Records with interface code
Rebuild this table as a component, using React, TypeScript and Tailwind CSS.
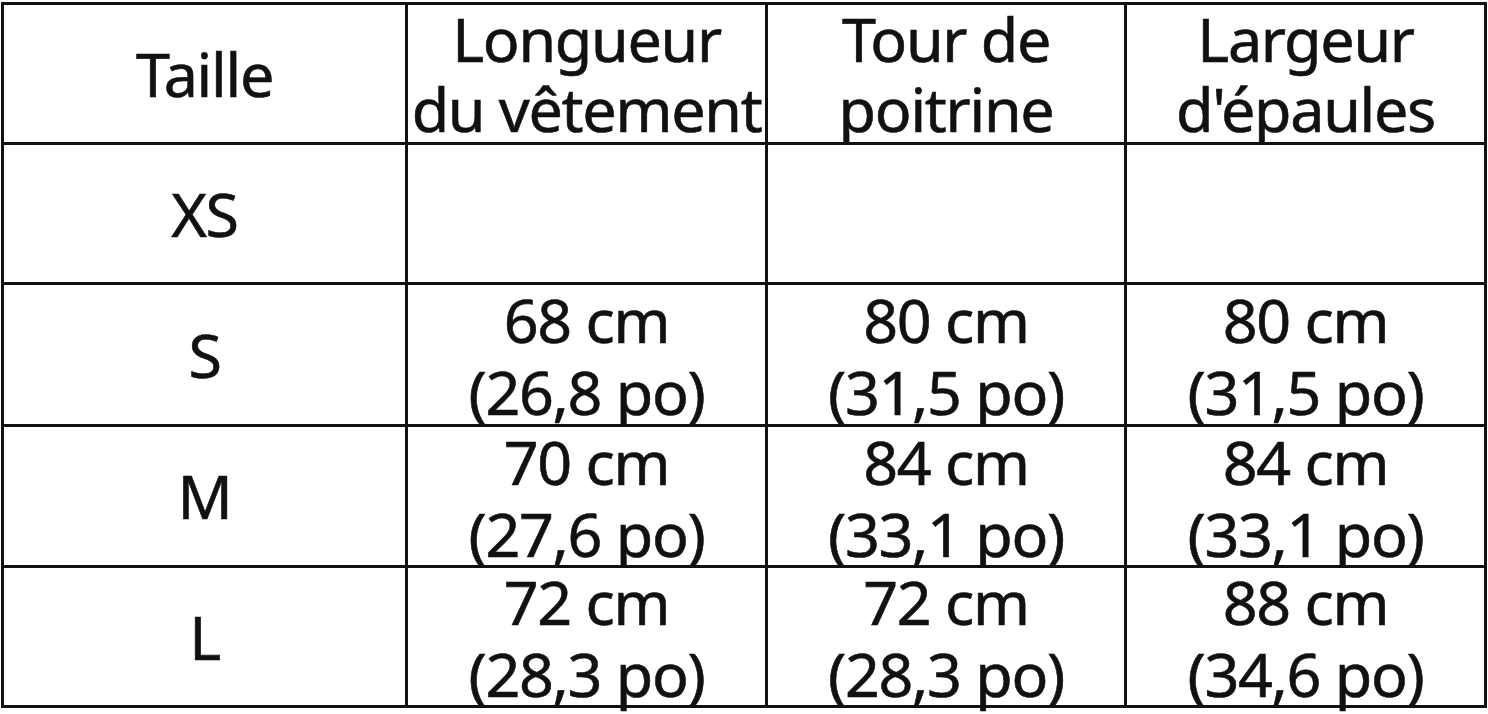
import React from "react";

const rows: { size: string; vals: [string, string][] | null }[] = [
  { size: "XS", vals: null },
  { size: "S", vals: [["68 cm", "(26,8 po)"], ["80 cm", "(31,5 po)"], ["80 cm", "(31,5 po)"]] },
  { size: "M", vals: [["70 cm", "(27,6 po)"], ["84 cm", "(33,1 po)"], ["84 cm", "(33,1 po)"]] },
  { size: "L", vals: [["72 cm", "(28,3 po)"], ["72 cm", "(28,3 po)"], ["88 cm", "(34,6 po)"]] },
];

export default function App() {
  return (
    <div
      className="w-[1488px] h-[714px] bg-white pl-[1px] pt-[2px] text-[#111111] overflow-hidden"
      style={{ fontFamily: '"Noto Sans", "Open Sans", sans-serif' }}
    >
      <div className="inline-grid grid-cols-[401px_357px_356px_357px] grid-rows-[137px_137px_139px_138px_137px] gap-[3px] p-[3px] bg-[#111111] text-[61px] tracking-[-1.3px] [-webkit-text-stroke:0.6px_#111111]">
        <div className="bg-white flex items-center justify-center leading-[70px]">Taille</div>
        <div className="bg-white flex flex-col items-center justify-center leading-[70px] text-center">
          <span>Longueur</span>
          <span className="whitespace-nowrap">du vêtement</span>
        </div>
        <div className="bg-white flex flex-col items-center justify-center leading-[70px] text-center">
          <span>Tour de</span>
          <span>poitrine</span>
        </div>
        <div className="bg-white flex flex-col items-center justify-center leading-[70px] text-center">
          <span>Largeur</span>
          <span>d'épaules</span>
        </div>
        {rows.map((r) => (
          <React.Fragment key={r.size}>
            <div className="bg-white flex items-center justify-center leading-[70px]">{r.size}</div>
            {r.vals
              ? r.vals.map((v, i) => (
                  <div
                    key={i}
                    className="bg-white flex flex-col items-center justify-center leading-[72px] pt-[3px] text-center whitespace-nowrap"
                  >
                    <span>{v[0]}</span>
                    <span>{v[1]}</span>
                  </div>
                ))
              : [0, 1, 2].map((i) => <div key={i} className="bg-white" />)}
          </React.Fragment>
        ))}
      </div>
    </div>
  );
}
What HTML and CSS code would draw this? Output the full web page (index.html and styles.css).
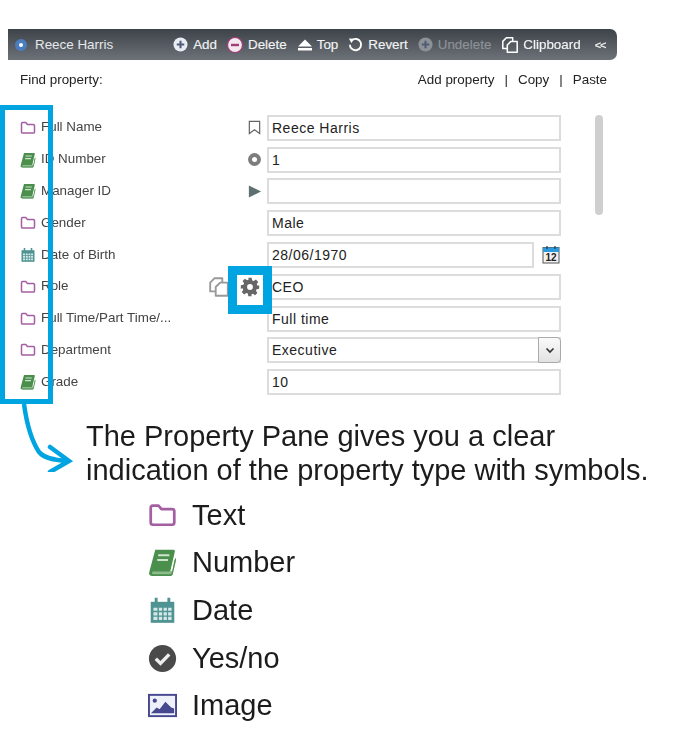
FILE: index.html
```html
<!DOCTYPE html>
<html lang="en">
<head>
<meta charset="utf-8">
<title>Property Pane</title>
<link rel="stylesheet" href="styles.css">
</head>
<body>
<svg class="defs" width="0" height="0" aria-hidden="true">
  <symbol id="i-folder" viewBox="0 0 16 16"><path d="M1.500 3.800c0-.7.500-1.200 1.200-1.200h3.100l1.600 1.900h5.900c.7 0 1.200.5 1.200 1.200v6.200c0 .7-.5 1.200-1.200 1.200H2.700c-.7 0-1.200-.5-1.200-1.200z" fill="none" stroke="#a45fa3" stroke-width="1.500" stroke-linejoin="round"/></symbol>
  <symbol id="i-book" viewBox="0 0 16 16"><path d="M2 12.500h11.500l1-6 1 .2-1.800 7.500c-.2 1-.9 1.300-1.900 1.300H2.500z" fill="#8dbb8e"/><path d="M4 1h10c.6 0 1 .5.8 1.100L12.500 12c-.2.6-.6 1-1.200 1H3c-1 0-1 1.500 0 1.500h8.800c.7 0 1.200-.4 1.400-1L15 5.500l.5.500-1.800 8c-.2 1-.9 1.500-1.900 1.500H2.500C1 15.500.3 14.500.7 13.200z" fill="#4a8f4c"/><path d="M5.600 4h6.200M5.100 6.600h5.900" stroke="#cfe3cf" stroke-width="1.100"/></symbol>
  <symbol id="i-cal" viewBox="0 0 16 16"><path d="M1.500 3.200h13v11.600h-13z" fill="#4f9493"/><path d="M4.500 1v3.500M11.500 1v3.500" stroke="#4f9493" stroke-width="1.600"/><path d="M3 6.500h2.200v1.700H3zM6 6.500h1.800v1.700H6zM8.600 6.500h1.800v1.700H8.600zM11.100 6.500h1.900v1.700h-1.900zM3 9h2.200v1.700H3zM6 9h1.800v1.700H6zM8.600 9h1.800v1.700H8.600zM11.100 9h1.900v1.700h-1.900zM3 11.500h2.200v1.700H3zM6 11.500h1.800v1.700H6zM8.600 11.500h1.800v1.700H8.600zM11.100 11.500h1.900v1.700h-1.900z" fill="#d5e8e7"/></symbol>
  <symbol id="i-clip" viewBox="0 0 20 20"><path d="M7 14H2V6l4-4h7v4" fill="none" stroke="currentColor" stroke-width="1.700" stroke-linejoin="round"/><path d="M7 10l4-4h7v12H7z" fill="none" stroke="currentColor" stroke-width="1.700" stroke-linejoin="round"/></symbol>
  <symbol id="i-plus" viewBox="0 0 16 16"><circle cx="8" cy="8" r="7.500" fill="currentColor"/><path d="M8 4v8M4 8h8" stroke="#4f5b78" stroke-width="2.200"/></symbol>
</svg>

<main class="page">
  <section class="pane">
    <header class="toolbar">
      <span class="dot"></span>
      <span class="who">Reece Harris</span>
      <nav class="tools">
        <span class="tool tool-add"><svg class="ti"><use href="#i-plus"/></svg>Add</span>
        <span class="tool tool-del"><svg class="ti" viewBox="0 0 16 16"><circle cx="8" cy="8" r="7.500" fill="#f4e9ef"/><circle cx="8" cy="8" r="7.500" fill="none" stroke="#a13d78" stroke-width="1.200"/><path d="M4 8h8" stroke="#a13d78" stroke-width="2.400"/></svg>Delete</span>
        <span class="tool tool-top"><svg class="ti" viewBox="0 0 16 16"><path d="M8 2.500l7 7H1zM1 11h14v2.500H1z" fill="#fff"/></svg>Top</span>
        <span class="tool tool-rev"><svg class="ti" viewBox="0 0 16 16"><path d="M4 3.600a6 6 0 1 1-2 4.600" fill="none" stroke="#fff" stroke-width="2"/><path d="M1 1.500l6 .3-3.500 4.700z" fill="#fff"/></svg>Revert</span>
        <span class="tool tool-und"><svg class="ti"><use href="#i-plus"/></svg>Undelete</span>
        <span class="tool tool-clip"><svg class="ti ti-clip"><use href="#i-clip"/></svg>Clipboard</span>
        <span class="chev">&lt;&lt;</span>
      </nav>
    </header>

    <div class="findbar">
      <span>Find property:</span>
      <span class="links"><span>Add property</span><i>|</i><span>Copy</span><i>|</i><span>Paste</span></span>
    </div>

    <div class="props">
      <div class="row">
        <svg class="ptype"><use href="#i-folder"/></svg><span class="plabel">Full Name</span>
        <span class="marks"><svg class="mark" viewBox="0 0 16 16"><path d="M2.500 1.500h11v13L8 10.500l-5.500 4z" fill="none" stroke="#666" stroke-width="1.300"/></svg></span>
        <div class="field">Reece Harris</div>
      </div>
      <div class="row">
        <svg class="ptype"><use href="#i-book"/></svg><span class="plabel">ID Number</span>
        <span class="marks"><svg class="mark" viewBox="0 0 16 16"><circle cx="8" cy="8" r="4.800" fill="none" stroke="#7d7d7d" stroke-width="4.200"/></svg></span>
        <div class="field">1</div>
      </div>
      <div class="row">
        <svg class="ptype"><use href="#i-book"/></svg><span class="plabel">Manager ID</span>
        <span class="marks"><svg class="mark" viewBox="0 0 16 16"><path d="M2 1.500l13 6.500-13 6.500z" fill="#5f7070"/></svg></span>
        <div class="field"></div>
      </div>
      <div class="row">
        <svg class="ptype"><use href="#i-folder"/></svg><span class="plabel">Gender</span>
        <span class="marks"></span>
        <div class="field">Male</div>
      </div>
      <div class="row">
        <svg class="ptype"><use href="#i-cal"/></svg><span class="plabel">Date of Birth</span>
        <span class="marks"></span>
        <div class="field field-date">28/06/1970</div>
        <svg class="calpick" viewBox="0 0 18 18"><rect x="1" y="1.500" width="16" height="15.500" fill="#f2f2f2" stroke="#555"/><rect x="1" y="1.500" width="16" height="4.500" fill="#2b9be0"/><path d="M5 0v3M13 0v3" stroke="#333" stroke-width="1.200"/><text x="9" y="15" class="calnum">12</text></svg>
      </div>
      <div class="row">
        <svg class="ptype"><use href="#i-folder"/></svg><span class="plabel">Role</span>
        <span class="marks marks-role"><svg class="mark-clip"><use href="#i-clip"/></svg><svg class="mark-gear" viewBox="0 0 24 24"><path fill="#666" fill-rule="evenodd" d="M10 1h4l.6 3.100 1.900.8 2.600-1.800 2.800 2.800-1.800 2.600.8 1.900L23 10v4l-3.100.6-.8 1.900 1.800 2.600-2.800 2.800-2.600-1.800-1.900.8L14 23h-4l-.6-3.100-1.900-.8-2.600 1.800-2.800-2.800 1.800-2.600-.8-1.900L1 14v-4l3.100-.6.8-1.900-1.800-2.600 2.800-2.800 2.600 1.800 1.900-.8zM12 8.500a3.500 3.500 0 1 0 0 7 3.500 3.500 0 0 0 0-7z"/></svg></span>
        <div class="field">CEO</div>
      </div>
      <div class="row">
        <svg class="ptype"><use href="#i-folder"/></svg><span class="plabel">Full Time/Part Time/...</span>
        <span class="marks"></span>
        <div class="field">Full time</div>
      </div>
      <div class="row">
        <svg class="ptype"><use href="#i-folder"/></svg><span class="plabel">Department</span>
        <span class="marks"></span>
        <div class="field field-select">Executive<span class="selbtn"><svg viewBox="0 0 10 10" width="10" height="10"><path d="M1.500 3.500L5 7l3.500-3.500" fill="none" stroke="#333" stroke-width="1.700"/></svg></span></div>
      </div>
      <div class="row">
        <svg class="ptype"><use href="#i-book"/></svg><span class="plabel">Grade</span>
        <span class="marks"></span>
        <div class="field">10</div>
      </div>
      <span class="scrollthumb"></span>
    </div>
  </section>

  <p class="callout">The Property Pane gives you a clear<br>indication of the property type with symbols.</p>

  <ul class="legend">
    <li><svg class="lg"><use href="#i-folder"/></svg>Text</li>
    <li><svg class="lg"><use href="#i-book"/></svg>Number</li>
    <li><svg class="lg"><use href="#i-cal"/></svg>Date</li>
    <li><svg class="lg" viewBox="0 0 16 16"><circle cx="8" cy="8" r="7.500" fill="#4a4a4a"/><path d="M4.300 8.200l2.600 2.500 4.800-5" fill="none" stroke="#eee" stroke-width="1.900"/></svg>Yes/no</li>
    <li><svg class="lg lg-img" viewBox="0 0 30 24"><rect x="1" y="1" width="28" height="22" fill="#eef0fa" stroke="#47478f" stroke-width="2"/><circle cx="7" cy="7" r="2.200" fill="#47478f"/><path d="M3 20l6-6 3 2 6-8 6 6 3 1v5z" fill="#47478f"/></svg>Image</li>
  </ul>

  <svg class="arrow" viewBox="0 0 80 70" width="80" height="70" aria-hidden="true"><path d="M24 2c3 22 7 36 15 48 5 6 14 8 28 9" fill="none" stroke="#00a4e0" stroke-width="4.500"/><path d="M50 45l19 14-19 11" fill="none" stroke="#00a4e0" stroke-width="4.500" stroke-linecap="round"/></svg>
  <span class="hl hl-col"></span>
  <span class="hl hl-gear"></span>
</main>
</body>
</html>
```

FILE: styles.css
```css
html, body { margin: 0; padding: 0; background: #fff; }
body { width: 692px; height: 740px; overflow: hidden; font-family: "Liberation Sans", Arial, sans-serif; color: #222; }
.defs { position: absolute; }
.page { position: relative; height: 740px; padding-top: 29px; box-sizing: border-box; }

.pane { position: relative; width: 609px; margin-left: 8px; filter: blur(0.35px); }

.toolbar { display: flex; align-items: center; height: 31px; padding-left: 7px; border-radius: 0 7px 7px 0; background: linear-gradient(#3e434a, #6d7278); color: #f2f3f4; font-size: 13.400px; }
.dot { width: 4px; height: 4px; border-radius: 50%; background: #fff; border: 4px solid #4a7cc0; margin-right: 8px; }
.who { color: #e6e8ea; }
.tools { display: flex; align-items: center; margin-left: 60px; }
.tool { display: flex; align-items: center; gap: 5px; margin-right: 10px; font-weight: 400; -webkit-text-stroke: 0.15px currentColor; }
.ti { width: 15px; height: 15px; }
.tool-top { gap: 4px; }
.tool-top .ti { width: 16px; height: 16px; }
.tool-add .ti { color: #e8ecf4; }
.tool-und { color: #8d9297; }
.tool-und .ti { color: #8d9297; }
.tool-del .ti { width: 16px; height: 16px; }
.ti-clip { width: 18px; height: 18px; color: #fff; }
.tool-clip { gap: 4px; margin-right: 14px; }
.chev { font-size: 11px; font-weight: 700; letter-spacing: -1px; color: #eee; }

.findbar { display: flex; justify-content: space-between; margin-top: 12px; height: 16px; padding: 0 10px 0 12px; font-size: 13.400px; line-height: 16px; color: #222; }
.links { display: flex; gap: 10px; }
.links i { font-style: normal; }

.props { position: relative; margin-top: 15px; display: flow-root; padding-top: 9px; }
.row { display: flex; align-items: center; height: 31.800px; padding-left: 12px; box-sizing: border-box; }
.ptype { width: 16px; height: 16px; flex: none; }
.plabel { width: 180px; margin-left: 5px; font-size: 13.400px; color: #444; flex: none; position: relative; top: -1px; white-space: nowrap; }
.marks { display: flex; align-items: center; justify-content: flex-end; width: 46px; flex: none; padding-right: 5px; box-sizing: border-box; }
.mark { width: 15px; height: 15px; flex: none; }
.marks-role { gap: 10px; padding-right: 7px; }
.mark-clip { width: 22px; height: 22px; color: #999; flex: none; }
.mark-gear { width: 20px; height: 20px; flex: none; }
.field { position: relative; width: 294px; height: 26px; box-sizing: border-box; border: 2px solid #dcdcdc; padding-left: 3px; font-size: 14px; line-height: 22px; letter-spacing: 0.5px; color: #222; background: #fff; flex: none; }
.field-date { width: 267px; }
.calpick { width: 18px; height: 18px; margin-left: 8px; flex: none; }
.calnum { font: 700 10px "Liberation Sans", Arial, sans-serif; text-anchor: middle; fill: #222; }
.selbtn { position: absolute; right: -2px; top: -2px; width: 23px; height: 26px; box-sizing: border-box; display: flex; align-items: center; justify-content: center; border: 1px solid #aaa; border-radius: 0 4px 4px 0; background: linear-gradient(#fafafa, #e2e2e2); }
.scrollthumb { position: absolute; left: 587px; top: 12px; width: 8px; height: 100px; border-radius: 4px; background: #cfcfcf; }

.callout { margin: 21px 0 0 86px; font-size: 29px; line-height: 34px; color: #1c1c1c; white-space: nowrap; filter: blur(0.25px); }

.legend { list-style: none; margin: 4px 0 0 148px; padding: 0; font-size: 29px; color: #1c1c1c; filter: blur(0.25px); }
.legend li { display: flex; align-items: center; gap: 15px; height: 47.700px; }
.lg { width: 29px; height: 29px; flex: none; }

.hl { position: absolute; box-sizing: border-box; border-style: solid; border-color: #00a4e0; }
.hl-col { left: 0; top: 105px; width: 53px; height: 299px; border-width: 5px; }
.hl-gear { left: 228px; top: 266px; width: 44px; height: 48px; border-width: 9px; }
.arrow { position: absolute; left: 0; top: 402px; }
```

[Exercise aim]
Using the entries above, find all lines with "React". Copy them.

[Answer to the problem]
Rebuild this table as a component, using React, TypeScript and Tailwind CSS.
import React from "react";
          <React.Fragment key={r.size}>
          </React.Fragment>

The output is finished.